_Given information_
━━━━━━━━━━━━━━━━━━━━
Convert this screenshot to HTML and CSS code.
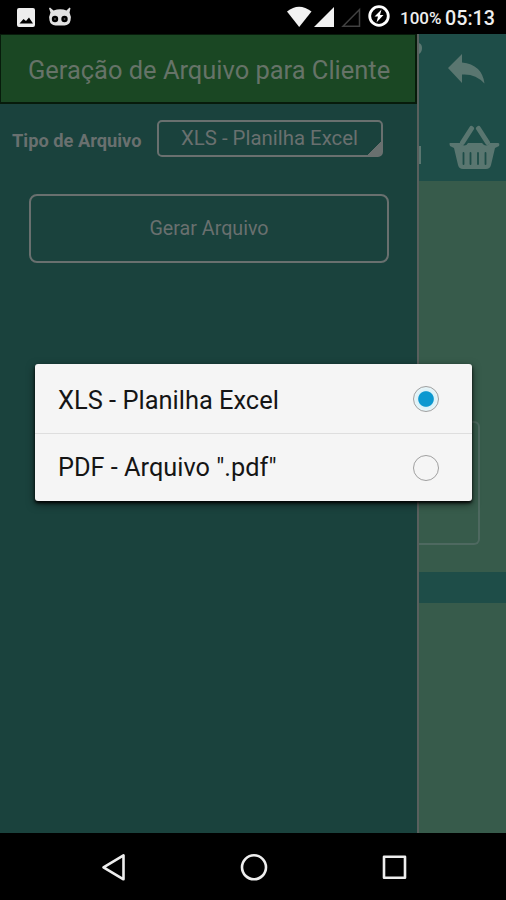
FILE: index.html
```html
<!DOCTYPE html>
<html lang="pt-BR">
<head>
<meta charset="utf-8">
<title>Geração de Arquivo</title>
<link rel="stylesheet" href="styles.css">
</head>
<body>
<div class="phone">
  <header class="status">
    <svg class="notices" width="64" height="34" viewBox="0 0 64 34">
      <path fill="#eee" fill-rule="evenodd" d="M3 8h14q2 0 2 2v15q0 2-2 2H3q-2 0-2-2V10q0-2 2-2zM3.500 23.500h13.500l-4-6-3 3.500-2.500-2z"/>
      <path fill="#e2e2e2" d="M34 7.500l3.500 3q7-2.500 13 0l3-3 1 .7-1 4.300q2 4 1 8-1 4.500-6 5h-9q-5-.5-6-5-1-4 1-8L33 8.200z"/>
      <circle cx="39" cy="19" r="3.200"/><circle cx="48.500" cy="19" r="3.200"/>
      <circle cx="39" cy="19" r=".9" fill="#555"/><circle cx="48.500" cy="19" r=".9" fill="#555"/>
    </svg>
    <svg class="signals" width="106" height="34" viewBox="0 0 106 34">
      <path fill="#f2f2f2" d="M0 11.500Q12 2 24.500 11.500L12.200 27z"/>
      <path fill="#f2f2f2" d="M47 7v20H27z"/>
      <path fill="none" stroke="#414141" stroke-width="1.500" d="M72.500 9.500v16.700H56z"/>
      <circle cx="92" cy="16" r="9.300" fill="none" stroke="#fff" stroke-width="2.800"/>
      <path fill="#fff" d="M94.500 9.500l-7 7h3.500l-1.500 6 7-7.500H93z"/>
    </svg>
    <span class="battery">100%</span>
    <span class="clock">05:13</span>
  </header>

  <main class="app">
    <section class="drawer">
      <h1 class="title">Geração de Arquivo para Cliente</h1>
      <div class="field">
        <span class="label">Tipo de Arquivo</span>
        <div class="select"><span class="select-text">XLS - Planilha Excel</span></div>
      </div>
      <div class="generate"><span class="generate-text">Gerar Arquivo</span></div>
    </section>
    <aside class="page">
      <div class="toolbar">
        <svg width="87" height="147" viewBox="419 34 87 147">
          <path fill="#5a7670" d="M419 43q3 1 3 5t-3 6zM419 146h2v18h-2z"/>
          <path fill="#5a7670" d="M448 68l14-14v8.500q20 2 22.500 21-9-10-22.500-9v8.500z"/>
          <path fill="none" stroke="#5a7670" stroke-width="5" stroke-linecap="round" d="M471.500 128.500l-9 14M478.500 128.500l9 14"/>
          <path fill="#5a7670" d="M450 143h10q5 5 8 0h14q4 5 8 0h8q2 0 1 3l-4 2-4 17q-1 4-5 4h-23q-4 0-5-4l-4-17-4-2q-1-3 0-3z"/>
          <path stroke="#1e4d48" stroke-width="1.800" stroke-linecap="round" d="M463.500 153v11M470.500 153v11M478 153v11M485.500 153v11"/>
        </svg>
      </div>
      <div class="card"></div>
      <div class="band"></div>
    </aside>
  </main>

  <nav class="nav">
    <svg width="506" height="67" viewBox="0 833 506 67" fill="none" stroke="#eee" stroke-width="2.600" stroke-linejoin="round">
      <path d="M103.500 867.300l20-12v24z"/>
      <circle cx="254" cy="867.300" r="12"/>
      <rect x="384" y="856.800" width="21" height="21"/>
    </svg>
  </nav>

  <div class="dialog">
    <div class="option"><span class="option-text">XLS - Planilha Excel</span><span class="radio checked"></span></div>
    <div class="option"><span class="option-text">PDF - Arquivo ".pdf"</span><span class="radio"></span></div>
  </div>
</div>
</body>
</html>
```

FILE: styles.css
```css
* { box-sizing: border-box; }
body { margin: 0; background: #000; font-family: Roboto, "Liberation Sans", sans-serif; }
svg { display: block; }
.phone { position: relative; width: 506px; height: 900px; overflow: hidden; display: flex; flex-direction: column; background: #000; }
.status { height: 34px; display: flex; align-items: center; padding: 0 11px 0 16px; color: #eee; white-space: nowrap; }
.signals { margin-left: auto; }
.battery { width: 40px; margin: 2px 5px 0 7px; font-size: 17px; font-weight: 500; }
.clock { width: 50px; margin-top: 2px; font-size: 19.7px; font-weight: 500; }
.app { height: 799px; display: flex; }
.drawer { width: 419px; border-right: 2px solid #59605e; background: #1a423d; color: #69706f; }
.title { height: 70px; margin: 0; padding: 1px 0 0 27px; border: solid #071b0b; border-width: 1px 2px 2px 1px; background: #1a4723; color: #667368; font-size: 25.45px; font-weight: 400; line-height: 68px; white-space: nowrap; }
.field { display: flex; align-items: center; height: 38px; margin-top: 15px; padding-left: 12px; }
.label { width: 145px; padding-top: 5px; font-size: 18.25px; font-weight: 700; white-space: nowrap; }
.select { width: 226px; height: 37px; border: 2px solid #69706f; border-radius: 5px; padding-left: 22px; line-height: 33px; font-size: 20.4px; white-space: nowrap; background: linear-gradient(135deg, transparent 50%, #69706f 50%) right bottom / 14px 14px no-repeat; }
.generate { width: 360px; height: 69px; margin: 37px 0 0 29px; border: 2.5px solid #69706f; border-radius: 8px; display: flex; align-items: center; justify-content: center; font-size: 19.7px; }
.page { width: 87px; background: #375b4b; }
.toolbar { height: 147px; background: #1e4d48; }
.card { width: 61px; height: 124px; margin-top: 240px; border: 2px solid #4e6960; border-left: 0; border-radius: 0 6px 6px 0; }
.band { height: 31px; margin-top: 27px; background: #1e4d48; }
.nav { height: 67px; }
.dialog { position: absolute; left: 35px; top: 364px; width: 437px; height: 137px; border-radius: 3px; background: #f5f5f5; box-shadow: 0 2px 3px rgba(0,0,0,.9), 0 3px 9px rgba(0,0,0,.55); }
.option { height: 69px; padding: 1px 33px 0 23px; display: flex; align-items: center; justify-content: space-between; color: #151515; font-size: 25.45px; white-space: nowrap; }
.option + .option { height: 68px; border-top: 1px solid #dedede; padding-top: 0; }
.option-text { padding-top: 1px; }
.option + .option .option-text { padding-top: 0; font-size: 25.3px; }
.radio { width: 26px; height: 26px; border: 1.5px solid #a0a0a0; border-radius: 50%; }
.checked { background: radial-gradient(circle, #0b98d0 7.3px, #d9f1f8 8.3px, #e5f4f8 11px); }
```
━━━━━━━━━━━━━━━━━━━━
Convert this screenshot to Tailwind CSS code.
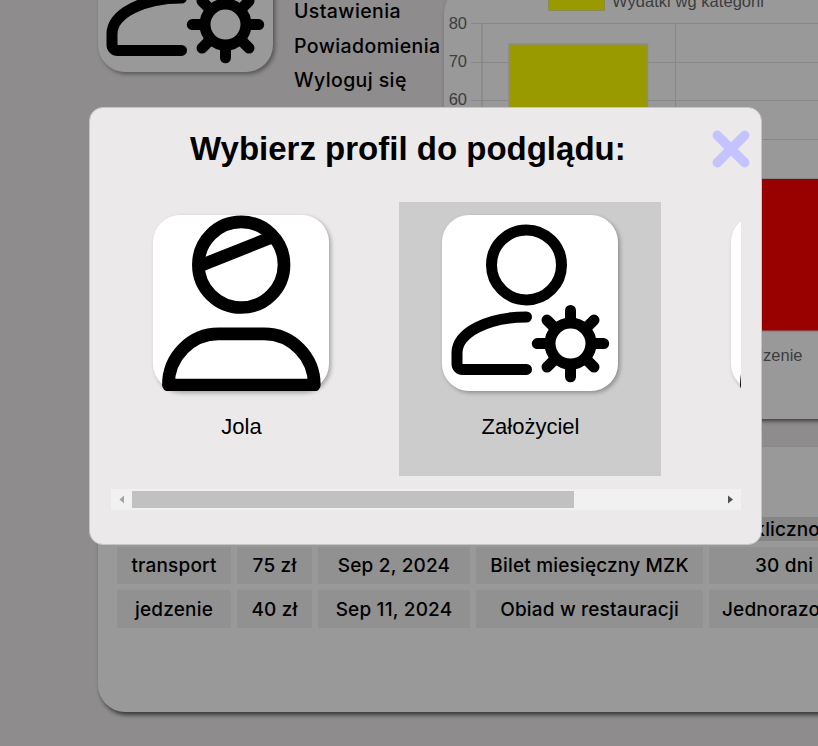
━━━━━━━━━━━━━━━━━━━━
_The task_
Your task is to gather every line with the word "screenshot" and copy it.

_Exercise solution_
Convert this screenshot to HTML and CSS code.
Convert this screenshot to Tailwind CSS code.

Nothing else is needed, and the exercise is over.